Après s’être amélioré en 2015, grâce à une meilleure gestion de la collecte fiscale, le déficit budgétaire du pays devrait, prédit  la COFACE, se creuser en 2016, en raison de l’effondrement des recettes non fiscales, principalement lié à la chute des revenus issus de l’exploitation minière et du secteur pétrolier. Enfin, le niveau de la dette publique mauritanienne demeurerait élevé, malgré les annulations de dette dont le pays a bénéficié. La dette publique mauritanienne est essentiellement une extérieure contractée et garantie par l’Etat. Le pays est fortement endetté envers le fonds souverain koweitien (Kowait Investment Authority) et des accords d’allégement de la dette avec le Koweït sont en cours de négociation.

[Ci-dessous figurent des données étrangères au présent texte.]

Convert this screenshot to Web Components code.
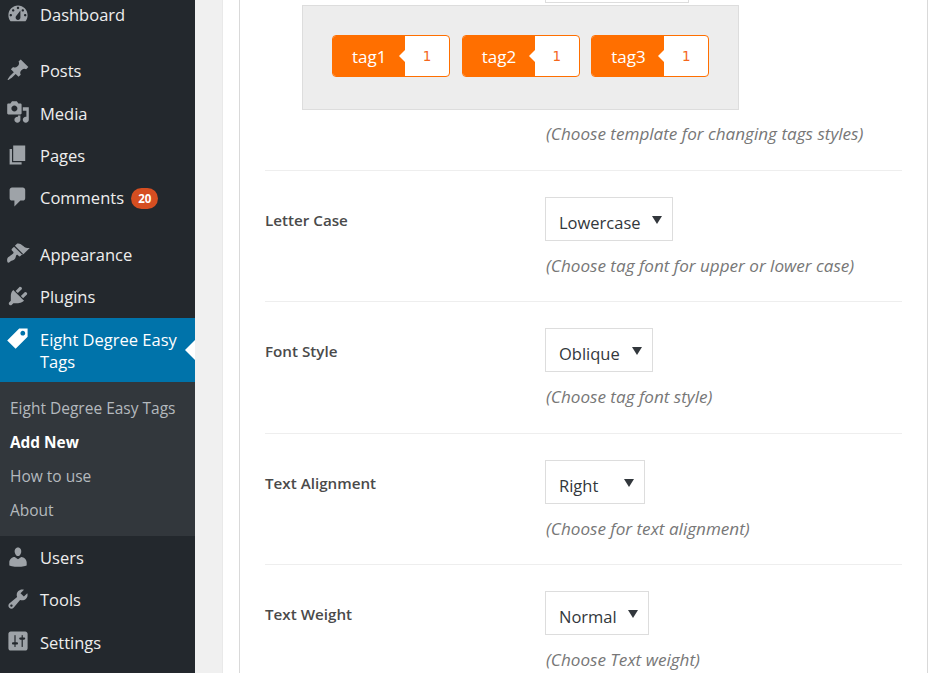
<!doctype html>
<html>
<head>
<meta charset="utf-8">
<style>
  html, body { margin: 0; height: 100%; overflow: hidden; background: #fff; }
  body { font-family: "Open Sans", "Liberation Sans", sans-serif; }
</style>
</head>
<body>
<wp-page>
  <wp-menu slot="menu">
    <wp-item icon="dashboard">Dashboard</wp-item>
    <wp-sep></wp-sep>
    <wp-item icon="pin">Posts</wp-item>
    <wp-item icon="media">Media</wp-item>
    <wp-item icon="pages">Pages</wp-item>
    <wp-item icon="comments">Comments <wp-badge>20</wp-badge></wp-item>
    <wp-sep></wp-sep>
    <wp-item icon="appearance">Appearance</wp-item>
    <wp-item icon="plugins">Plugins</wp-item>
    <wp-item icon="tag" current>Eight Degree Easy Tags</wp-item>
    <wp-submenu>
      <wp-subitem>Eight Degree Easy Tags</wp-subitem>
      <wp-subitem current>Add New</wp-subitem>
      <wp-subitem>How to use</wp-subitem>
      <wp-subitem>About</wp-subitem>
    </wp-submenu>
    <wp-item icon="users">Users</wp-item>
    <wp-item icon="tools">Tools</wp-item>
    <wp-item icon="settings">Settings</wp-item>
  </wp-menu>
  <form-row first hint="(Choose template for changing tags styles)">
    <fake-select width="144"></fake-select>
    <tag-preview>
      <tag-chip count="1">tag1</tag-chip>
      <tag-chip count="1">tag2</tag-chip>
      <tag-chip count="1">tag3</tag-chip>
    </tag-preview>
  </form-row>
  <form-row label="Letter Case" hint="(Choose tag font for upper or lower case)">
    <fake-select width="128">Lowercase</fake-select>
  </form-row>
  <form-row label="Font Style" hint="(Choose tag font style)">
    <fake-select width="108">Oblique</fake-select>
  </form-row>
  <form-row label="Text Alignment" hint="(Choose for text alignment)">
    <fake-select width="100">Right</fake-select>
  </form-row>
  <form-row label="Text Weight" hint="(Choose Text weight)">
    <fake-select width="104">Normal</fake-select>
  </form-row>
</wp-page>

<script>
const ICONS = {
  dashboard: 'M3.76 16h12.48c1.1-1.37 1.76-3.11 1.76-5 0-4.42-3.58-8-8-8s-8 3.58-8 8c0 1.89.66 3.63 1.76 5zM10 4c.55 0 1 .45 1 1s-.45 1-1 1-1-.45-1-1 .45-1 1-1zM6 6c.55 0 1 .45 1 1s-.45 1-1 1-1-.45-1-1 .45-1 1-1zm8 0c.55 0 1 .45 1 1s-.45 1-1 1-1-.45-1-1 .45-1 1-1zm-5.37 5.55L12 7v6c0 1.1-.9 2-2 2s-2-.9-2-2c0-.57.24-1.08.63-1.45zM4 10c.55 0 1 .45 1 1s-.45 1-1 1-1-.45-1-1 .45-1 1-1zm12 0c.55 0 1 .45 1 1s-.45 1-1 1-1-.45-1-1 .45-1 1-1z',
  pin: 'M10.44 3.02l1.82-1.82 6.36 6.35-1.83 1.82c-1.05-.68-2.48-.57-3.41.36l-.75.75c-.92.93-1.04 2.35-.35 3.41l-1.83 1.82-2.41-2.41-2.8 2.79c-.42.42-3.38 2.71-3.8 2.29s1.86-3.39 2.28-3.81l2.79-2.79L4.1 9.36l1.83-1.82c1.05.69 2.48.57 3.4-.36l.75-.75c.93-.92 1.05-2.35.36-3.41z',
  media: 'M13 11V4c0-.55-.45-1-1-1h-1.67L9 1H5L3.67 3H2c-.55 0-1 .45-1 1v7c0 .55.45 1 1 1h10c.55 0 1-.45 1-1zM7 4.5c1.38 0 2.5 1.12 2.5 2.5S8.38 9.5 7 9.5 4.5 8.38 4.5 7 5.62 4.5 7 4.5zM14 6h5v10.5c0 1.38-1.12 2.5-2.5 2.5S14 17.88 14 16.5s1.12-2.5 2.5-2.5c.17 0 .34.02.5.05V9h-3V6zm-4 8.05V13h2v3.5c0 1.38-1.12 2.5-2.5 2.5S7 17.88 7 16.5 8.12 14 9.5 14c.17 0 .34.02.5.05z',
  pages: 'M6 15V2h10v13H6zm-1 1h8v2H3V5h2v11z',
  comments: 'M5 2h9c1.1 0 2 .9 2 2v7c0 1.1-.9 2-2 2h-2l-5 5v-5H5c-1.1 0-2-.9-2-2V4c0-1.1.9-2 2-2z',
  appearance: 'M14.48 11.06L7.41 3.99l1.5-1.5c.5-.56 2.3-.47 3.51.32 1.21.8 1.43 1.28 2.91 2.1 1.18.64 2.45 1.26 4.45.85zm-.71.71L6.7 4.7 4.93 6.47c-.39.39-.39 1.02 0 1.41l1.06 1.06c.39.39.39 1.03 0 1.42-.6.6-1.43 1.11-2.21 1.69-.35.26-.7.53-1.01.84C1.43 13.23.5 15.05 1.1 17.3c.25.94 1.14 1.06 1.82.4 1.57-1.56 3.33-1.57 4.2-2.44.87-.88.97-2.33 1.44-3.45.16-.38.71-.57 1-.28l1.06 1.06c.39.39 1.02.39 1.41 0l1.77-1.77z',
  plugins: 'M13.11 4.36L9.87 7.6 8 5.73l3.24-3.24c.35-.34 1.05-.2 1.56.32.52.51.66 1.21.31 1.55zm-8 1.77l.91-1.12 9.01 9.01-1.19.84c-.71.71-2.63 1.16-3.82 1.16H6.14L4.9 17.26c-.59.59-1.54.59-2.12 0-.59-.58-.59-1.53 0-2.12l1.24-1.24v-3.88c0-1.13.4-3.19 1.09-3.89zm7.26 3.97l3.24-3.24c.34-.35 1.04-.21 1.55.31.52.51.66 1.21.31 1.55l-3.24 3.25z',
  tag: 'M11 2h7v7L8 19l-7-7zm3 6c1.1 0 2-.9 2-2s-.9-2-2-2-2 .9-2 2 .9 2 2 2z',
  users: 'M10 9.25c-2.27 0-2.73-3.44-2.73-3.44C7 4.02 7.82 2 9.97 2c2.16 0 2.98 2.02 2.71 3.81 0 0-.41 3.44-2.68 3.44zm0 2.57L12.72 10c2.39 0 4.52 2.33 4.52 4.53v2.49s-3.65 1.13-7.24 1.13c-3.65 0-7.24-1.13-7.24-1.13v-2.49c0-2.25 1.94-4.48 4.47-4.48z',
  tools: 'M16.68 9.77c-1.34 1.34-3.3 1.67-4.95.99l-5.41 6.52c-.99.99-2.59.99-3.58 0s-.99-2.59 0-3.57l6.52-5.42c-.68-1.65-.35-3.61.99-4.95 1.28-1.28 3.12-1.62 4.72-1.06l-2.89 2.89 2.82 2.82 2.86-2.87c.53 1.58.18 3.39-1.08 4.65zM3.81 16.21c.4.39 1.04.39 1.43 0 .4-.4.4-1.04 0-1.43-.39-.4-1.03-.4-1.43 0-.39.39-.39 1.03 0 1.43z',
  settings: 'M18 16V4c0-1.1-.9-2-2-2H4c-1.1 0-2 .9-2 2v12c0 1.1.9 2 2 2h12c1.1 0 2-.9 2-2zM8 11h1c.55 0 1 .45 1 1s-.45 1-1 1H8v1.5c0 .28-.22.5-.5.5s-.5-.22-.5-.5V13H6c-.55 0-1-.45-1-1s.45-1 1-1h1V5.5c0-.28.22-.5.5-.5s.5.22.5.5V11zm5-2h-1c-.55 0-1-.45-1-1s.45-1 1-1h1V5.5c0-.28.22-.5.5-.5s.5.22.5.5V7h1c.55 0 1 .45 1 1s-.45 1-1 1h-1v5.5c0 .28-.22.5-.5.5s-.5-.22-.5-.5V9z'
};

// small helper, every element below is just a shadow root with a style and some markup
class ShadowEl extends HTMLElement {
  constructor() {
    super();
    this.attachShadow({ mode: 'open' });
  }
  connectedCallback() {
    this.shadowRoot.innerHTML = this.markup();
  }
}

class WpPage extends ShadowEl {
  markup() {
    return `
      <style>
        :host { display: flex; height: 673px; overflow: hidden; background: #fff; }
        .side { flex: 0 0 195px; background: #23282d; }
        .gutter { flex: 0 0 28px; box-sizing: border-box; background: #f0f0f0; border-right: 1px solid #e9e9e9; }
        .gap { flex: 0 0 16px; background: #fff; }
        .card { flex: 0 0 689px; box-sizing: border-box; padding: 0 25px; background: #fff;
                border-left: 1px solid #d9d9d9; border-right: 1px solid #d9d9d9; }
      </style>
      <div class="side"><slot name="menu"></slot></div>
      <div class="gutter"></div>
      <div class="gap"></div>
      <div class="card"><slot></slot></div>`;
  }
}

class WpMenu extends ShadowEl {
  markup() {
    return `
      <style>
        :host { display: block; margin-top: -7px; color: #eee; font-size: 16.5px; }
      </style>
      <slot></slot>`;
  }
}

class WpItem extends ShadowEl {
  markup() {
    const on = this.hasAttribute('current');
    return `
      <style>
        :host { display: flex; position: relative; box-sizing: border-box; min-height: 42.4px; align-items: flex-start; }
        :host([current]) { background: #0073aa; color: #fff; height: 64px; }
        .ic { flex: 0 0 24px; width: 24px; height: 24px; margin: 8.5px 4px 0 6px; fill: ${on ? '#fff' : '#9ea3a8'}; }
        .lb { padding: 10.8px 8px 8px 6px; line-height: 22px; flex: 1; }
        :host([current]) .lb { padding-top: 11px; }
        .arrow { position: absolute; right: 0; top: 22px; border: 10px solid transparent; border-right-color: #fff; border-left: 0; }
      </style>
      <svg class="ic" viewBox="0 0 20 20"><path fill-rule="evenodd" d="${ICONS[this.getAttribute('icon')]}"/></svg>
      <div class="lb"><slot></slot></div>
      ${on ? '<div class="arrow"></div>' : ''}`;
  }
}

class WpSep extends ShadowEl {
  markup() { return `<style>:host { display: block; height: 14px; }</style>`; }
}

class WpBadge extends ShadowEl {
  markup() {
    return `
      <style>
        :host { display: inline-block; box-sizing: border-box; height: 21px; min-width: 27px; padding: 0 6px; margin-left: 3px;
                border-radius: 11px; background: #d54e21; color: #fff; font-size: 11.5px; font-weight: 700;
                line-height: 21px; text-align: center; vertical-align: 1px; }
      </style>
      <slot></slot>`;
  }
}

class WpSubmenu extends ShadowEl {
  markup() {
    return `
      <style>:host { display: block; box-sizing: border-box; height: 154.3px; padding: 10px 0; background: #32373c; }</style>
      <slot></slot>`;
  }
}

class WpSubitem extends ShadowEl {
  markup() {
    return `
      <style>
        :host { display: block; height: 34px; line-height: 33px; padding-left: 10px; font-size: 15.5px; color: #b4b9be; white-space: nowrap; }
        :host([current]) { color: #fff; font-weight: 700; font-size: 15.4px; }
      </style>
      <slot></slot>`;
  }
}

class FormRow extends ShadowEl {
  markup() {
    const label = this.getAttribute('label') || '';
    return `
      <style>
        :host { display: grid; grid-template-columns: 280px 1fr; box-sizing: border-box; height: 131.4px; padding-top: 26px;
                border-bottom: 1px solid #eee; }
        :host([first]) { height: 212px; margin-top: -41px; padding-top: 0; }
        :host(:last-of-type) { border-bottom: 0; }
        .lab { font-size: 15.2px; font-weight: 600; color: #4a4a4a; line-height: 47px; }
        .hint { margin-top: 13px; padding-left: 1px; font-size: 17.1px; line-height: 24px; font-style: italic; color: #777; white-space: nowrap; }
        :host([first]) .hint { margin-top: 12px; }
      </style>
      <div class="lab">${label}</div>
      <div><slot></slot><div class="hint">${this.getAttribute('hint') || ''}</div></div>`;
  }
}

class FakeSelect extends ShadowEl {
  markup() {
    return `
      <style>
        :host { display: flex; box-sizing: border-box; width: ${this.getAttribute('width')}px; height: 44px;
                padding: 10px 10px 0 13px; justify-content: space-between; background: #fff; border: 1px solid #ddd;
                color: #32373c; font-size: 16.5px; line-height: 30px; }
        .caret { width: 0; height: 0; margin-top: 8px; border: 5.5px solid transparent; border-bottom: 0;
                 border-top: 8px solid #32373c; }
      </style>
      <span><slot></slot></span><span class="caret"></span>`;
  }
}

class TagPreview extends ShadowEl {
  markup() {
    return `
      <style>
        :host { display: flex; gap: 11.6px; box-sizing: border-box; width: 437px; height: 105px; margin: 2px 0 0 -243px;
                padding: 29px 0 0 29px; background: #ededed; border: 1px solid #ddd; }
      </style>
      <slot></slot>`;
  }
}

class TagChip extends ShadowEl {
  markup() {
    return `
      <style>
        :host { display: flex; box-sizing: border-box; height: 42px; border: 1px solid #ff6f00; border-radius: 4px;
                background: #fff; overflow: hidden; }
        .name { position: relative; padding: 0 18.6px 0 19px; background: #ff6f00; color: #fff; font-size: 17px; line-height: 41px; }
        .name::after { content: ""; position: absolute; right: 0; top: 14px; border: 6px solid transparent;
                       border-right: 6px solid #fff; border-left: 0; }
        .num { width: 44px; text-align: center; color: #f4661c; font-family: "DejaVu Sans", sans-serif; font-size: 13.5px; line-height: 41px; }
      </style>
      <div class="name"><slot></slot></div><div class="num">${this.getAttribute('count')}</div>`;
  }
}

customElements.define('wp-page', WpPage);
customElements.define('wp-menu', WpMenu);
customElements.define('wp-item', WpItem);
customElements.define('wp-sep', WpSep);
customElements.define('wp-badge', WpBadge);
customElements.define('wp-submenu', WpSubmenu);
customElements.define('wp-subitem', WpSubitem);
customElements.define('form-row', FormRow);
customElements.define('fake-select', FakeSelect);
customElements.define('tag-preview', TagPreview);
customElements.define('tag-chip', TagChip);
</script>
</body>
</html>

Selon les analystes de la COFACE, la Mauritanie doit composer avec une situation géopolitique fragile. La sécurité reste un enjeu essentiel pour le pays, au vu de la présence de groupes terroristes dans l’espace sahélien, comme Al-Qaida au Maghreb Islamique (AQMI). Ces groupuscules radicaux, actifs sur le territoire mauritanien, représentent la principale menace pour la stabilité interne du pays. Afin d’éviter leur retour sur son territoire, la Mauritanie a lancé, début 2014, un projet de coopération sécuritaire intitulé « G5 du Sahel ». Dans ce contexte, le climat des affaires est détérioré, en raison de l’insuffisance des infrastructures financières et bancaires et de la corruption. Le rapport Doing Business classe le pays 168ème sur 189 pays. Néanmoins, quelques améliorations portant, notamment, sur la création d’entreprises, sont à noter.

 

Une croissance tributaire des ressources naturelles

Après avoir fléchi en 2015, l’activité de la Mauritanie devrait, toujours selon les projections du COFACE, « accélérer en 2016. La croissance devrait être soutenue par la relance de la production de la pêche qui compenserait, partiellement, le ralentissement de l’industrie manufacturière et minière. Pilier majeur de l’économie, le secteur primaire reste cependant particulièrement vulnérable aux fluctuations pluviométriques ». Malgré le recul de la production manufacturière, le secteur secondaire reste lui aussi central et devrait être, de l’avis de cette étude, stimulé par les activités de construction et de travaux publics, dans le cadre d’un programme d’investissement structurant. S’agissant du secteur tertiaire (secteur financier et commerce), celui-ci devrait poursuivre son expansion, pour devenir le premier contributeur à la formation du PIB. L’activité dans le secteur manufacturier devrait ralentir, et le secteur minier, dominé par la production de cuivre mais, surtout, de minerai de fer, continuerait à souffrir d’une demande extérieure peu porteuse et de l’absence de rebond du prix de ces matières premières, après la baisse observée en 2015. Par ailleurs, la croissance devrait être portée par la consommation domestique, stimulée par un fort recours au crédit à la consommation. A l’inverse, l’investissement devrait se tasser, en raison du ralentissement de l’activité minière. Au final, la Mauritanie pâtit d’un manque de compétitivité et d’une économie formelle restreinte et peu diversifiée.